If it keeps you laughing, is it art? If it’s a massive cast iron construction with a sign warning: Fragile, do not touch – Is it art? If it’s heaps of concrete squeezed out onto pallets… Well, it’s definitely Anish Kapoor anyway.
The Kapoor exhibition is currently on at London’s Royal Academy of the Arts till December 11th. It’s hilarious. You should go.
It’s mainly sculpture, but not as you know it. I was laughing at it most of the time. But with delight.You have the hall of mirrors reflecting light and sound. (Vertigo & others.)What distinguishes it from a fairground attraction? The posh hall. Nothing else. Choose your mirror to see yourself stretched, squashed or inverted. I saw a couple walk through the room. He was a walking Giacometti. She was round and teeny. That was without the mirrors. I kept a straight face then. The rest of the time I was laughing.
And there’s the cannon, which every 40 minutes fires a cylinder of red wax. (Shooting into the Corner) Before each firing time a crowd squeezes close to watch. The cannon is loaded. Gas pressure builds up with a low hiss. On edge, we await the trigger. There’s a bang – the crowd jumps – the projectile leaves the barrel of the gun with a squiff, flies across the room and lands in the morass of previously fired red wax with a dull thud. Apparently it travel at 80km/h. Sometimes it hits the opposite wall. Usually it falls short. Oi! Kapoor! You’re making a mess of the place.
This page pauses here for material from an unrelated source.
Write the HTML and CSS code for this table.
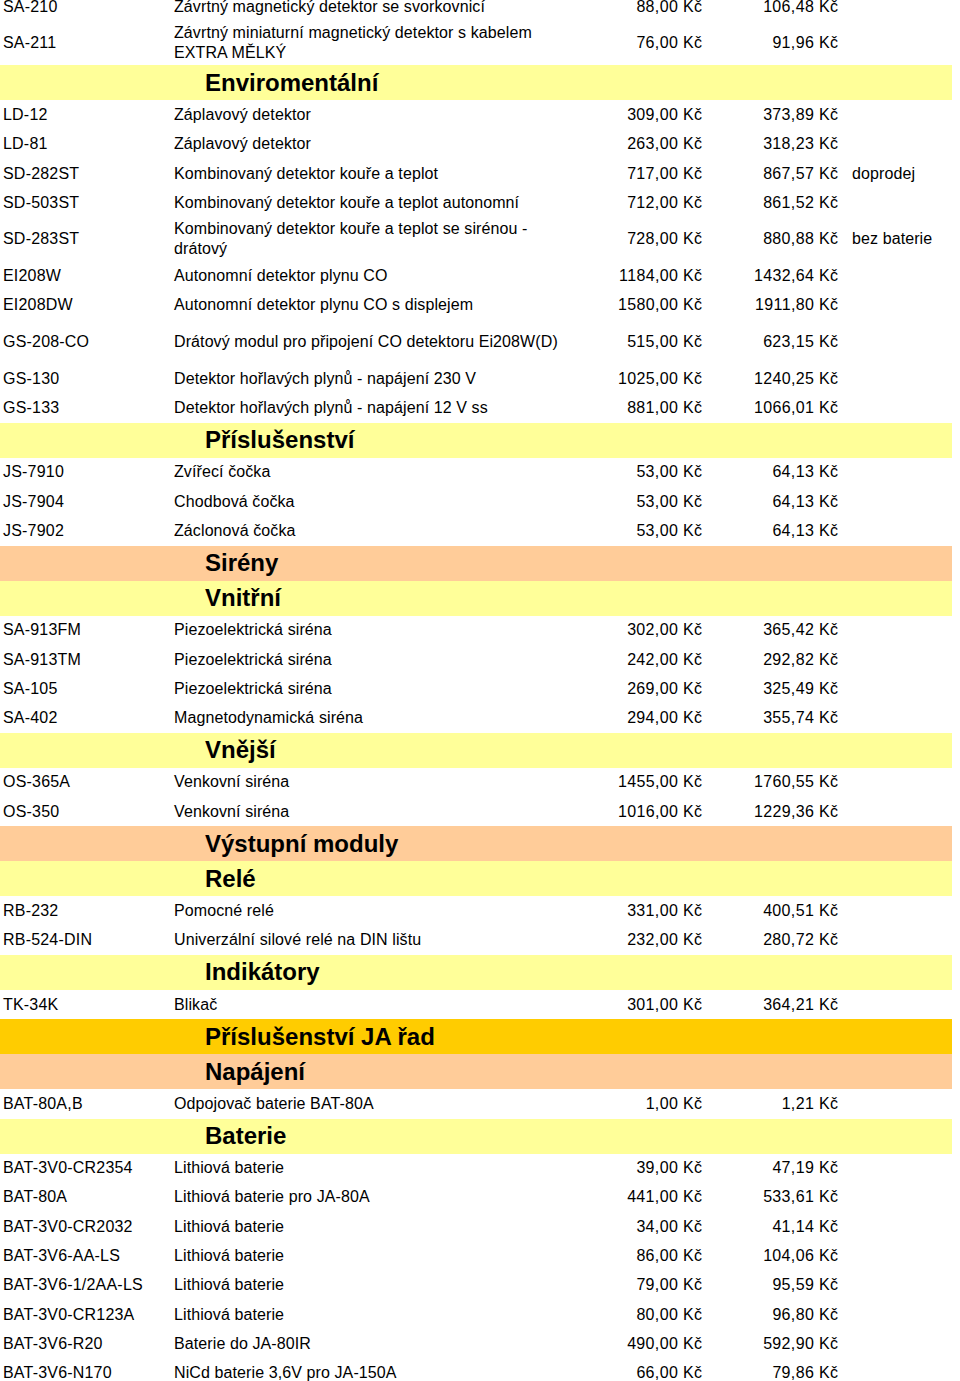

There’s a lot of sprinkled powder round and coating objects, black, yellow, pink and three colours red – cadmium red, alizarin crimson and blood red. Hindu Holi style. (1000 Names)
If you’re a builder, don’t miss the room of wooden pallets piled high with concrete squeezings. They look like giant sand worm castes. (Greyman cries, Shaman Dies, Billowing Smoke, Beauty Evoked)
So leave the rough old twisting piles of grey concrete behind. Suddenly you’re confronted with huge orifices, glistening, shiny, red, intriguing, inviting. Don’t try to climb in, you’ll get told off. They’re combined with hidden chambers (Hive) or serpentine tubes resembling some intestinal tuba (Slug).
What does it all mean? The biggest exhibit is a forty-ton red block of wax, paint and vaseline. (Svayambh – Sanskrit for “born by itself” or “self-generated”.) It’s kind of train shaped. It travels almost too slow to perceive movement along tracks, through rooms, squeezing through archways, shedding and scraping off gloopy waxy lumps as it goes.
When shown in Berlin, it was associated with the Holocaust – cattle trucks to Auschwitz etc. In London it’s apparently associated with the network of railway tunnels under the city. And no doubt something plausible will be made up for the next place it’s shown.
So, all a load of nonsense. And the artist seems to agree. He says: “It’s not my role to be expressive. I’ve got nothing to say, I don’t have any message to give anyone.”
But I do. And the message is this. Don’t miss this life-affirming enjoyment.